A new Harris Poll finds that a whopping 85% of blue-collar workers say that their lives are headed “in the right direction.” The high optimism level may have much to do with the booming economy. The latest economic numbers indicate that the surging economy shows no signs of slowing down. On Wednesday, the Commerce Department raised its estimate for second-quarter GDP growth to 4.2%, which means that annual growth for the first half of the year now is above 3%. And with all indications pointing up, it has become increasingly likely that growth for the entire year will be at 3% or better. The country hasn’t seen a year like that since 2005.
On top of the good GDP numbers is news on median household income, which is now up more than 4%. As Investor’s Business Daily reports, “Inflation-adjusted median household incomes in July hit $62,450 according to the latest release from Sentier Research. That’s the highest level since Sentier started tracking this more than 18 years ago.
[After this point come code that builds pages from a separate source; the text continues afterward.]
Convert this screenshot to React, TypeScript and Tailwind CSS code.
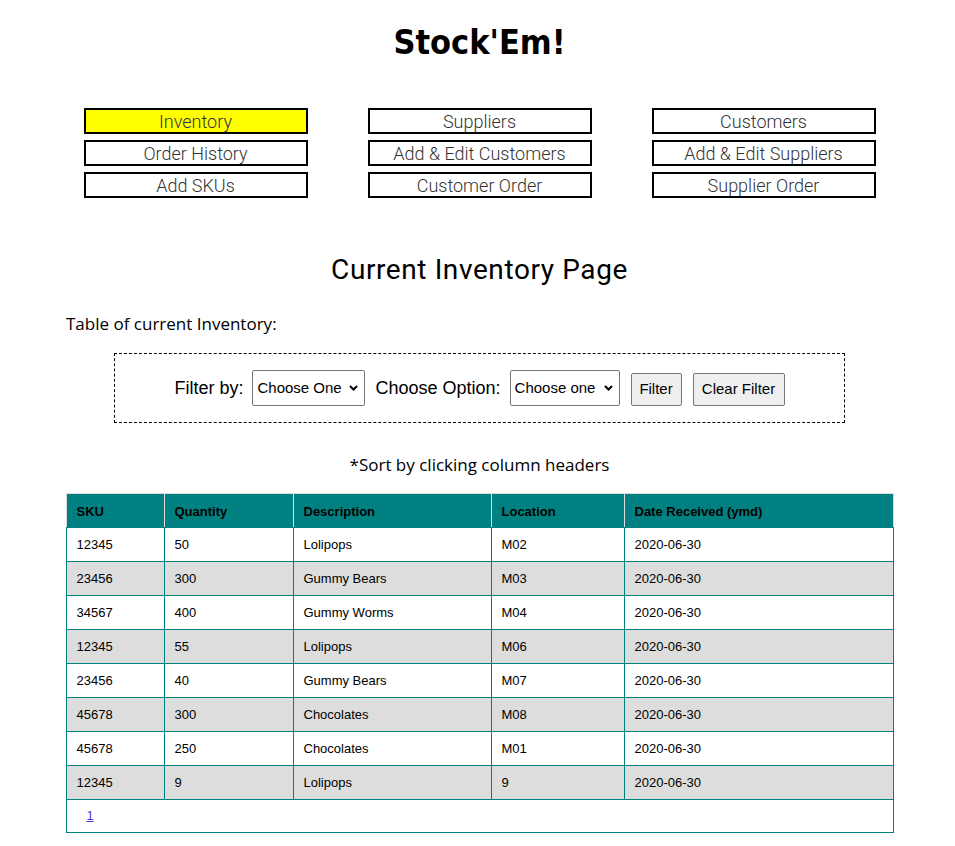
import React from "react";

const navItems = [
  ["Inventory", "Suppliers", "Customers"],
  ["Order History", "Add & Edit Customers", "Add & Edit Suppliers"],
  ["Add SKUs", "Customer Order", "Supplier Order"],
];

const rows = [
  ["12345", "50", "Lolipops", "M02", "2020-06-30"],
  ["23456", "300", "Gummy Bears", "M03", "2020-06-30"],
  ["34567", "400", "Gummy Worms", "M04", "2020-06-30"],
  ["12345", "55", "Lolipops", "M06", "2020-06-30"],
  ["23456", "40", "Gummy Bears", "M07", "2020-06-30"],
  ["45678", "300", "Chocolates", "M08", "2020-06-30"],
  ["45678", "250", "Chocolates", "M01", "2020-06-30"],
  ["12345", "9", "Lolipops", "9", "2020-06-30"],
];

const headers = ["SKU", "Quantity", "Description", "Location", "Date Received (ymd)"];
const widths = ["w-[99px]", "w-[129px]", "w-[198px]", "w-[133px]", "w-[269px]"];

function FakeSelect({ label, w }: { label: string; w: string }) {
  return (
    <div
      className={`${w} h-[36px] border border-[#767676] rounded-[2px] bg-white flex items-center justify-between pl-[4px] pr-[6px] text-[15px] text-black`}
      style={{ fontFamily: "'Liberation Sans', Arial, sans-serif" }}
    >
      <span>{label}</span>
      <svg width="9" height="6" viewBox="0 0 9 6">
        <path d="M1 1 L4.5 4.5 L8 1" fill="none" stroke="#000" strokeWidth="2" />
      </svg>
    </div>
  );
}

export default function App() {
  return (
    <div className="w-full min-h-[846px] bg-white pl-[4px]">
      <div className="flex flex-col items-center">
        <h1
          className="mt-[22px] h-[40px] leading-[40px] text-[34px] font-bold text-black font-stretch-condensed"
          style={{ fontFamily: "'DejaVu Sans Condensed', 'DejaVu Sans', sans-serif" }}
        >
          Stock'Em!
        </h1>

        <div className="mt-[46px] grid grid-cols-[224px_224px_224px] gap-x-[60px] gap-y-[6px]">
          {navItems.flat().map((t, i) => (
            <div
              key={t}
              className={`h-[26px] border-2 border-black flex items-center justify-center text-[18px] font-light text-[#333] ${
                i === 0 ? "bg-[#ffff00]" : "bg-white"
              }`}
              style={{ fontFamily: "Roboto, sans-serif" }}
            >
              {t}
            </div>
          ))}
        </div>

        <h2
          className="mt-[55px] h-[34px] leading-[34px] text-[28px] tracking-[0.6px] text-black"
          style={{ fontFamily: "Roboto, sans-serif" }}
        >
          Current Inventory Page
        </h2>
      </div>

      <div
        className="mt-[25px] ml-[62px] h-[24px] leading-[24px] text-[17px] text-black"
        style={{ fontFamily: "'Open Sans', sans-serif" }}
      >
        Table of current Inventory:
      </div>

      <div className="flex justify-center mt-[17px]">
        <div
          className="w-[731px] h-[70px] border border-dashed border-black flex items-center justify-center text-black"
          style={{ fontFamily: "'Liberation Sans', Arial, sans-serif" }}
        >
          <div className="flex items-center">
            <span className="text-[18px]">Filter by:</span>
            <div className="ml-[9px]">
              <FakeSelect label="Choose One" w="w-[113px]" />
            </div>
            <span className="ml-[10px] text-[18px]">Choose Option:</span>
            <div className="ml-[9px]">
              <FakeSelect label="Choose one" w="w-[110px]" />
            </div>
            <button className="ml-[11px] mt-[3px] h-[33px] w-[51px] bg-[#efefef] border border-[#767676] rounded-[2px] text-[15px] text-black">
              Filter
            </button>
            <button className="ml-[11px] mt-[3px] h-[33px] w-[92px] bg-[#efefef] border border-[#767676] rounded-[2px] text-[15px] text-black">
              Clear Filter
            </button>
          </div>
        </div>
      </div>

      <div
        className="mt-[29px] h-[26px] leading-[26px] text-center text-[17px] text-black"
        style={{ fontFamily: "'Open Sans', sans-serif" }}
      >
        *Sort by clicking column headers
      </div>

      <div className="flex justify-center mt-[15px]">
        <table
          className="border-separate border-spacing-0 w-[828px] text-[13px] text-black"
          style={{ fontFamily: "'Liberation Sans', Arial, sans-serif" }}
        >
          <thead>
            <tr className="bg-[#008080]">
              {headers.map((h, i) => (
                <th
                  key={h}
                  className={`${widths[i]} h-[34px] border-t border-r border-[#dddddd] ${
                    i === 0 ? "border-l" : ""
                  } text-left font-bold pl-[10px] pt-[2px]`}
                >
                  {h}
                </th>
              ))}
            </tr>
          </thead>
          <tbody>
            {rows.map((r, ri) => (
              <tr key={ri} className={ri % 2 === 1 ? "bg-[#dddddd]" : "bg-white"}>
                {r.map((c, ci) => (
                  <td
                    key={ci}
                    className={`h-[34px] border-t border-r border-[#008080] ${
                      ci === 0 ? "border-l" : ""
                    } pl-[10px] pt-[1px]`}
                  >
                    {c}
                  </td>
                ))}
              </tr>
            ))}
            <tr className="bg-white">
              <td colSpan={5} className="h-[34px] border border-[#008080] pl-[20px]">
                <a href="#" className="underline text-[#4c3bd6]">
                  1
                </a>
              </td>
            </tr>
          </tbody>
        </table>
      </div>
    </div>
  );
}
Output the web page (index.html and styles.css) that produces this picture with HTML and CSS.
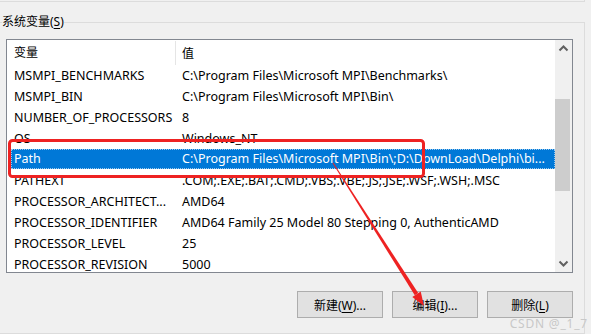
FILE: index.html
```html
<!DOCTYPE html>
<html lang="zh-CN">
<head>
    <meta charset="UTF-8">
    <title>系统变量</title>
    <link rel="stylesheet" href="styles.css">
</head>
<body>
    <div class="prev-group"></div>
    <fieldset class="group">
        <legend>系统变量(<u>S</u>)</legend>
        <div class="listbox">
            <div class="list-main">
                <div class="list-header">
                    <div class="col-name">变量</div>
                    <div class="col-value">值</div>
                </div>
                <div class="list-body">
                    <div class="row"><span class="col-name">MSMPI_BENCHMARKS</span><span class="col-value">C:\Program Files\Microsoft MPI\Benchmarks\</span></div>
                    <div class="row"><span class="col-name">MSMPI_BIN</span><span class="col-value">C:\Program Files\Microsoft MPI\Bin\</span></div>
                    <div class="row"><span class="col-name">NUMBER_OF_PROCESSORS</span><span class="col-value">8</span></div>
                    <div class="row"><span class="col-name">OS</span><span class="col-value">Windows_NT</span></div>
                    <div class="row selected"><span class="col-name">Path</span><span class="col-value">C:\Program Files\Microsoft MPI\Bin\;D:\DownLoad\Delphi\bi...</span></div>
                    <div class="row"><span class="col-name">PATHEXT</span><span class="col-value">.COM;.EXE;.BAT;.CMD;.VBS;.VBE;.JS;.JSE;.WSF;.WSH;.MSC</span></div>
                    <div class="row"><span class="col-name">PROCESSOR_ARCHITECT...</span><span class="col-value">AMD64</span></div>
                    <div class="row"><span class="col-name">PROCESSOR_IDENTIFIER</span><span class="col-value">AMD64 Family 25 Model 80 Stepping 0, AuthenticAMD</span></div>
                    <div class="row"><span class="col-name">PROCESSOR_LEVEL</span><span class="col-value">25</span></div>
                    <div class="row"><span class="col-name">PROCESSOR_REVISION</span><span class="col-value">5000</span></div>
                </div>
            </div>
            <div class="scrollbar">
                <svg class="arrow" width="17" height="17" viewBox="0 0 17 17"><path d="M4.5 10.5 L8.5 6.5 L12.5 10.5" fill="none" stroke="#606060" stroke-width="2"/></svg>
                <div class="track"><div class="thumb"></div></div>
                <svg class="arrow" width="17" height="17" viewBox="0 0 17 17"><path d="M4.5 6.5 L8.5 10.5 L12.5 6.5" fill="none" stroke="#606060" stroke-width="2"/></svg>
            </div>
        </div>
        <div class="buttons">
            <button class="btn">新建(<u>W</u>)...</button>
            <button class="btn">编辑(<u>I</u>)...</button>
            <button class="btn">删除(<u>L</u>)</button>
        </div>
    </fieldset>

    <!-- annotation drawn over the dialog -->
    <svg class="markup" width="591" height="334" viewBox="0 0 591 334">
        <rect x="9.5" y="140.5" width="414" height="36" rx="3" fill="none" stroke="#ee2222" stroke-width="3"/>
        <polygon points="333.4,162.7 332.6,163.3 414.8,295.3 418.2,293.1" fill="#ee2222"/>
        <polygon points="424,306 420.7,291.5 412.3,296.9" fill="#ee2222"/>
    </svg>
    <div class="watermark">CSDN @_1_7</div>
</body>
</html>
```

FILE: styles.css
```css
body {
    margin: 0;
    width: 591px;
    height: 334px;
    overflow: hidden;
    position: relative;
    background-color: #f0f0f0;
    font-family: "Noto Sans", "Noto Sans CJK SC", sans-serif;
    font-size: 12.5px;
    color: #000;
}
.prev-group {
    width: 584px;
    height: 1px;
    border-bottom: 1px solid #dcdcdc;
    border-right: 1px solid #dcdcdc;
}
.group {
    box-sizing: border-box;
    margin: 12px 0 0 0;
    padding: 0 0 0 6px;
    width: 585px;
    height: 320px;
    border: 1px solid #dcdcdc;
    border-left: none;
    min-width: 0;
}
.group legend {
    padding: 0;
    margin-left: -4px;
    line-height: 16px;
    font-size: 12px;
}
.group u, .btn u {
    text-decoration: underline;
    text-underline-offset: 2px;
}
.listbox {
    margin-top: 9px;
    width: 565px;
    height: 232px;
    border: 1px solid #828790;
    background: white;
    display: flex;
}
.list-main {
    flex: 1;
    overflow: hidden;
}
.list-header {
    height: 25px;
    display: flex;
    align-items: center;
    font-size: 12px;
}
.list-header .col-name {
    height: 24px;
    line-height: 24px;
    border-right: 1px solid #e5e5e5;
}
.col-name {
    width: 161px;
    padding-left: 7px;
    flex: none;
    white-space: nowrap;
}
.col-value {
    padding-left: 6px;
    white-space: nowrap;
}
.row {
    display: flex;
    height: 21px;
    line-height: 21px;
    margin-left: 4px;
}
.row .col-name {
    width: 165px;
    padding-left: 3px;
}
.row .col-value {
    padding-left: 3px;
}
.selected {
    background: #0078d7;
    color: white;
    height: 20px;
    line-height: 20px;
    margin-bottom: 1px;
    outline: 1px dotted #99c9ef;
    outline-offset: -1px;
}
.scrollbar {
    width: 17px;
    background: #f0f0f0;
    display: flex;
    flex-direction: column;
}
.scrollbar .arrow {
    display: block;
    flex: none;
}
.track {
    flex: 1;
    padding-top: 42px;
}
.thumb {
    width: 15px;
    height: 92px;
    background: #cdcdcd;
}
.buttons {
    display: flex;
    justify-content: flex-end;
    gap: 9px;
    width: 567px;
    margin-top: 18px;
}
.btn {
    width: 86px;
    height: 27px;
    background: #e1e1e1;
    border: 1px solid #adadad;
    font-family: inherit;
    font-size: 12px;
    color: #000;
    padding: 0;
}
.markup {
    position: absolute;
    left: 0;
    top: 0;
}
.watermark {
    position: absolute;
    right: 3px;
    bottom: 2px;
    color: #c8c8c8;
    font-size: 12px;
    letter-spacing: 0.8px;
}
```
And if you combine Sentier’s numbers with annual Census data, median household income is at all-time highs.”
IBD continues, “More interesting is the fact that median household income has shot up more than 4% in the 19 months since Trump took office. It had been flat over the previous year and a half. Over the course of President Obama’s entire eight years in office, median household income climbed a mere 0.3%, Sentier data show.” Is it any wonder optimism is so high?
Harris also noted that 51% of blue-collar workers believe that the country as a whole is headed in the right direction, and 80% said that they are “very optimistic” about the future. 88% believed that their children would likely attain a better future than they. Needless to say, the large swaths of the country that Hillary Clinton and Democrats maligned and ignored — and then lost in 2016 — are clearly reaping the benefits of their vote. Go ahead and try convincing them that they voted for the wrong candidate.